Given problem: Output every record word for word.

Data:
/---

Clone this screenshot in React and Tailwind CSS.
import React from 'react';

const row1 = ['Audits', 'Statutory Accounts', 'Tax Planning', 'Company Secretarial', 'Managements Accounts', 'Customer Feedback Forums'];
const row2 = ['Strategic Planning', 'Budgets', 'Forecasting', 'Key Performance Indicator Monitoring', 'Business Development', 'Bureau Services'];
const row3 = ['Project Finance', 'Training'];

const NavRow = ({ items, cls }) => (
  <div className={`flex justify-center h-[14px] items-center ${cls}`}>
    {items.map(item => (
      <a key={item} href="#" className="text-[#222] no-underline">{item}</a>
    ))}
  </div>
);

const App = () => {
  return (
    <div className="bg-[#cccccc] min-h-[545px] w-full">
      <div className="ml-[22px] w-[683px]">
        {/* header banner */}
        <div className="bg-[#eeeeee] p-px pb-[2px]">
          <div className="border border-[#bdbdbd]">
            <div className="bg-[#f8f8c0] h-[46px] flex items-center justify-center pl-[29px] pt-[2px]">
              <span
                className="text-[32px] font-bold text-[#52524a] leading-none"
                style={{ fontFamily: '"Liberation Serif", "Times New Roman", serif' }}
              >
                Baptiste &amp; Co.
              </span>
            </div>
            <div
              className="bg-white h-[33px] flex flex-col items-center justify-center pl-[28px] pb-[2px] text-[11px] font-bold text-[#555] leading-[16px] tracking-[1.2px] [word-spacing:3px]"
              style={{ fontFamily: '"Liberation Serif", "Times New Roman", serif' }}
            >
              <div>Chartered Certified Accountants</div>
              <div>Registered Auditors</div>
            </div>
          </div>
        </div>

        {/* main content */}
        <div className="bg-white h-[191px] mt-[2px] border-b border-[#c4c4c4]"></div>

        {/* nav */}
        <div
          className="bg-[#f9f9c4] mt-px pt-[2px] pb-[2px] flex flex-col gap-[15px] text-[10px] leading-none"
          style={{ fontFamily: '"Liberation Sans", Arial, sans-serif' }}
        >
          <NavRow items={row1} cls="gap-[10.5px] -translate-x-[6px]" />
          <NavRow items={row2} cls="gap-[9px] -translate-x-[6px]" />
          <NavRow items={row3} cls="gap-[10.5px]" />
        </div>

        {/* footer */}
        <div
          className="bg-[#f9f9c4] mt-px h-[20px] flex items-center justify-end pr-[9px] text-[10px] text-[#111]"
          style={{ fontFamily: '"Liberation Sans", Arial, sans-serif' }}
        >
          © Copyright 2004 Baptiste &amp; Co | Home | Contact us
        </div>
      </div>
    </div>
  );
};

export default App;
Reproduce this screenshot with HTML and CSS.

\---

Exercise solution:
Clone this screenshot in React and Tailwind CSS.
import React from 'react';

const row1 = ['Audits', 'Statutory Accounts', 'Tax Planning', 'Company Secretarial', 'Managements Accounts', 'Customer Feedback Forums'];
const row2 = ['Strategic Planning', 'Budgets', 'Forecasting', 'Key Performance Indicator Monitoring', 'Business Development', 'Bureau Services'];
const row3 = ['Project Finance', 'Training'];

const NavRow = ({ items, cls }) => (
  <div className={`flex justify-center h-[14px] items-center ${cls}`}>
    {items.map(item => (
      <a key={item} href="#" className="text-[#222] no-underline">{item}</a>
    ))}
  </div>
);

const App = () => {
  return (
    <div className="bg-[#cccccc] min-h-[545px] w-full">
      <div className="ml-[22px] w-[683px]">
        {/* header banner */}
        <div className="bg-[#eeeeee] p-px pb-[2px]">
          <div className="border border-[#bdbdbd]">
            <div className="bg-[#f8f8c0] h-[46px] flex items-center justify-center pl-[29px] pt-[2px]">
              <span
                className="text-[32px] font-bold text-[#52524a] leading-none"
                style={{ fontFamily: '"Liberation Serif", "Times New Roman", serif' }}
              >
                Baptiste &amp; Co.
              </span>
            </div>
            <div
              className="bg-white h-[33px] flex flex-col items-center justify-center pl-[28px] pb-[2px] text-[11px] font-bold text-[#555] leading-[16px] tracking-[1.2px] [word-spacing:3px]"
              style={{ fontFamily: '"Liberation Serif", "Times New Roman", serif' }}
            >
              <div>Chartered Certified Accountants</div>
              <div>Registered Auditors</div>
            </div>
          </div>
        </div>

        {/* main content */}
        <div className="bg-white h-[191px] mt-[2px] border-b border-[#c4c4c4]"></div>

        {/* nav */}
        <div
          className="bg-[#f9f9c4] mt-px pt-[2px] pb-[2px] flex flex-col gap-[15px] text-[10px] leading-none"
          style={{ fontFamily: '"Liberation Sans", Arial, sans-serif' }}
        >
          <NavRow items={row1} cls="gap-[10.5px] -translate-x-[6px]" />
          <NavRow items={row2} cls="gap-[9px] -translate-x-[6px]" />
          <NavRow items={row3} cls="gap-[10.5px]" />
        </div>

        {/* footer */}
        <div
          className="bg-[#f9f9c4] mt-px h-[20px] flex items-center justify-end pr-[9px] text-[10px] text-[#111]"
          style={{ fontFamily: '"Liberation Sans", Arial, sans-serif' }}
        >
          © Copyright 2004 Baptiste &amp; Co | Home | Contact us
        </div>
      </div>
    </div>
  );
};

export default App;
Reproduce this screenshot with HTML and CSS.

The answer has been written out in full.